Erwin indicated Strange could file a notice of appeal as soon as tomorrow and obtain a stay as soon as Monday, but noted the Attorney General of Florida stood down from a similar ruling there earlier this month, effectively opening probate courts in the Sunshine State to same-sex couples.
“I cant’ imagine the court would deny a stay of implementation of the order, because who wants all that going on administratively with the idea the 11th Circuit (Court of Appeals) could overturn it?”
Erwin also suggested Granade could have made her ruling more clear, “so the world wouldn’t be thrown into questions across the probate courts of Alabama Monday,” but conceded, “I guess she chose not to give the parties the opportunity to argue before the end of the day.”
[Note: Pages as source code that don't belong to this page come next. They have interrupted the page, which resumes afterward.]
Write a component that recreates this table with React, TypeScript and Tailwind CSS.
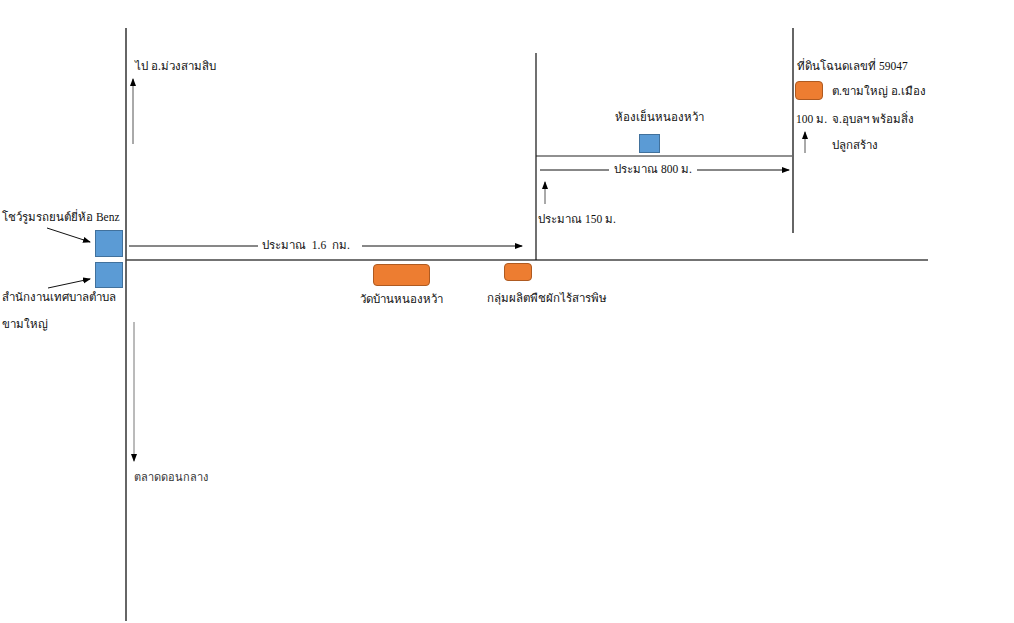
const serif = "font-['Liberation_Serif','Noto_Sans',serif]";
const text = `whitespace-nowrap leading-none text-[11.5px] text-[#111] ${serif}`;

// one pinned item on the map canvas
function Pin({
  x,
  y,
  children,
  className = "",
}: {
  x: number;
  y: number;
  children: React.ReactNode;
  className?: string;
}) {
  return (
    <div className={`absolute ${className}`} style={{ left: x, top: y }}>
      {children}
    </div>
  );
}

const blue = "bg-[#5b9bd5] border border-[#41719c]";
const orange = "bg-[#ed7d31] border border-[#ae5a21] rounded-[4px]";

export default function App() {
  return (
    <div className="relative w-[1014px] h-[623px] bg-white overflow-hidden">
      {/* roads and arrows */}
      <svg
        className="absolute inset-0"
        width={1014}
        height={623}
        viewBox="0 0 1014 623"
      >
        <defs>
          <marker
            id="head"
            markerWidth="8"
            markerHeight="8"
            refX="7"
            refY="4"
            orient="auto"
            markerUnits="userSpaceOnUse"
          >
            <path d="M0,1 L8,4 L0,7 Z" fill="#000" />
          </marker>
        </defs>

        {/* main roads */}
        <line x1="126" y1="28" x2="126" y2="621" stroke="#666" strokeWidth="2" />
        <line x1="126" y1="260" x2="928" y2="260" stroke="#444" strokeWidth="1.5" />
        <line x1="536" y1="53" x2="536" y2="260" stroke="#111" strokeWidth="1.2" />
        <line x1="536" y1="156" x2="793" y2="156" stroke="#222" strokeWidth="1.2" />
        <line x1="793" y1="28" x2="793" y2="233" stroke="#666" strokeWidth="2" />

        {/* 1.6 km arrow */}
        <line x1="129" y1="246" x2="258" y2="246" stroke="#111" strokeWidth="1" />
        <line x1="362" y1="246" x2="522" y2="246" stroke="#111" strokeWidth="1" markerEnd="url(#head)" />

        {/* 800 m arrow */}
        <line x1="540" y1="170" x2="609" y2="170" stroke="#111" strokeWidth="1" />
        <line x1="697" y1="170" x2="789" y2="170" stroke="#111" strokeWidth="1" markerEnd="url(#head)" />

        {/* small up arrows */}
        <line x1="545" y1="204" x2="545" y2="182" stroke="#555" strokeWidth="1" markerEnd="url(#head)" />
        <line x1="805" y1="153" x2="805" y2="132" stroke="#555" strokeWidth="1" markerEnd="url(#head)" />

        {/* north / south arrows */}
        <line x1="133" y1="144" x2="133" y2="79" stroke="#555" strokeWidth="1" markerEnd="url(#head)" />
        <line x1="134" y1="322" x2="134" y2="461" stroke="#777" strokeWidth="1" markerEnd="url(#head)" />

        {/* pointers to the left boxes */}
        <line x1="47" y1="228" x2="90" y2="242" stroke="#111" strokeWidth="1" markerEnd="url(#head)" />
        <line x1="48" y1="288" x2="90" y2="279" stroke="#111" strokeWidth="1" markerEnd="url(#head)" />
      </svg>

      {/* left side: showroom and municipal office */}
      <Pin x={2} y={212} className={text}>
        โชว์รูมรถยนต์ยี่ห้อ Benz
      </Pin>
      <Pin x={95} y={230} className="flex flex-col gap-[5px]">
        <div className={`w-[28px] h-[27px] ${blue}`} />
        <div className={`w-[28px] h-[26px] ${blue}`} />
      </Pin>
      <Pin x={2} y={292} className={`flex flex-col gap-[15px] ${text}`}>
        <span>สำนักงานเทศบาลตำบล</span>
        <span>ขามใหญ่</span>
      </Pin>

      {/* north / south */}
      <Pin x={135} y={61} className={text}>
        ไป อ.ม่วงสามสิบ
      </Pin>
      <Pin
        x={134}
        y={472}
        className="whitespace-nowrap leading-none font-['DejaVu_Sans','Noto_Sans',sans-serif] text-[11px] text-[#333]"
      >
        ตลาดดอนกลาง
      </Pin>

      {/* main road */}
      <Pin x={262} y={240} className={text}>
        ประมาณ&nbsp;&nbsp;1.6&nbsp;&nbsp;กม.
      </Pin>
      <Pin x={360} y={264} className={`flex flex-col items-center gap-[8px] ${text}`}>
        <div className={`w-[57px] h-[22px] ${orange}`} />
        <span>วัดบ้านหนองหว้า</span>
      </Pin>
      <Pin x={487} y={263} className={`flex flex-col gap-[12px] ${text}`}>
        <div className={`ml-[17px] w-[28px] h-[18px] ${orange}`} />
        <span>กลุ่มผลิตพืชผักไร้สารพิษ</span>
      </Pin>

      {/* side road */}
      <Pin x={615} y={112} className={`flex flex-col items-start gap-[10px] ${text}`}>
        <span>ห้องเย็นหนองหว้า</span>
        <div className={`ml-[24px] w-[21px] h-[19px] ${blue}`} />
      </Pin>
      <Pin x={614} y={164} className={text}>
        ประมาณ 800 ม.
      </Pin>
      <Pin x={538} y={214} className={text}>
        ประมาณ 150 ม.
      </Pin>

      {/* plot legend */}
      <Pin x={795} y={61} className={`flex flex-col gap-[8px] ${text}`}>
        <span className="ml-[2px]">ที่ดินโฉนดเลขที่ 59047</span>
        <div className="grid grid-cols-[37px_auto] gap-y-[14px] items-center">
          <div className={`w-[28px] h-[19px] ${orange}`} />
          <span className="mt-[3px]">ต.ขามใหญ่ อ.เมือง</span>
          <span className="ml-[1px]">100 ม.</span>
          <span>จ.อุบลฯ พร้อมสิ่ง</span>
          <span />
          <span className="mt-[1px]">ปลูกสร้าง</span>
        </div>
      </Pin>
    </div>
  );
}
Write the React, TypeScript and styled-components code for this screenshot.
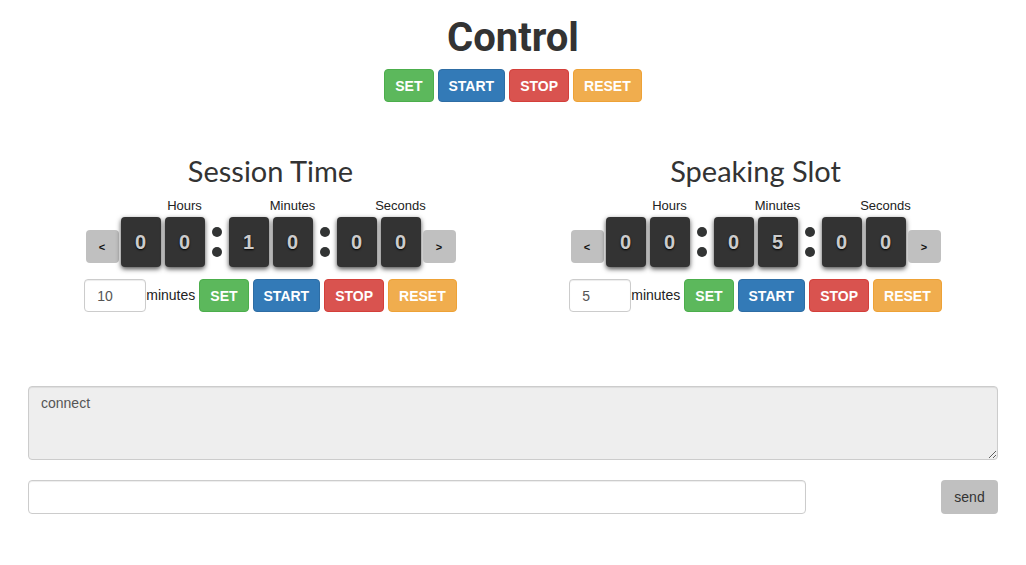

Erwin said he and Davis had a previously scheduled meeting tomorrow on unrelated matters, but the decision would most likely be a topic of discussion. He withheld any recommendation on whether same-sex couples should make a rush to the courthouse Monday, noting, “we’re an administrative arm, we don’t make the policies, we just follow whatever the policies are.”
Gov. Robert Bentley issued a brief statement expressing disappointment, noting “The people of Alabama voted in a constitutional amendment to define marriage between man and woman. I’m disappointed by the ruling and will review it.”
Last week, the U.S. Supreme Court announced it would take up the issue this term.
Lagniappe will have more on this story as it develops.
(Updated at 9:22 p.m. to add the comments of Mark Erwin and clarify the headline.)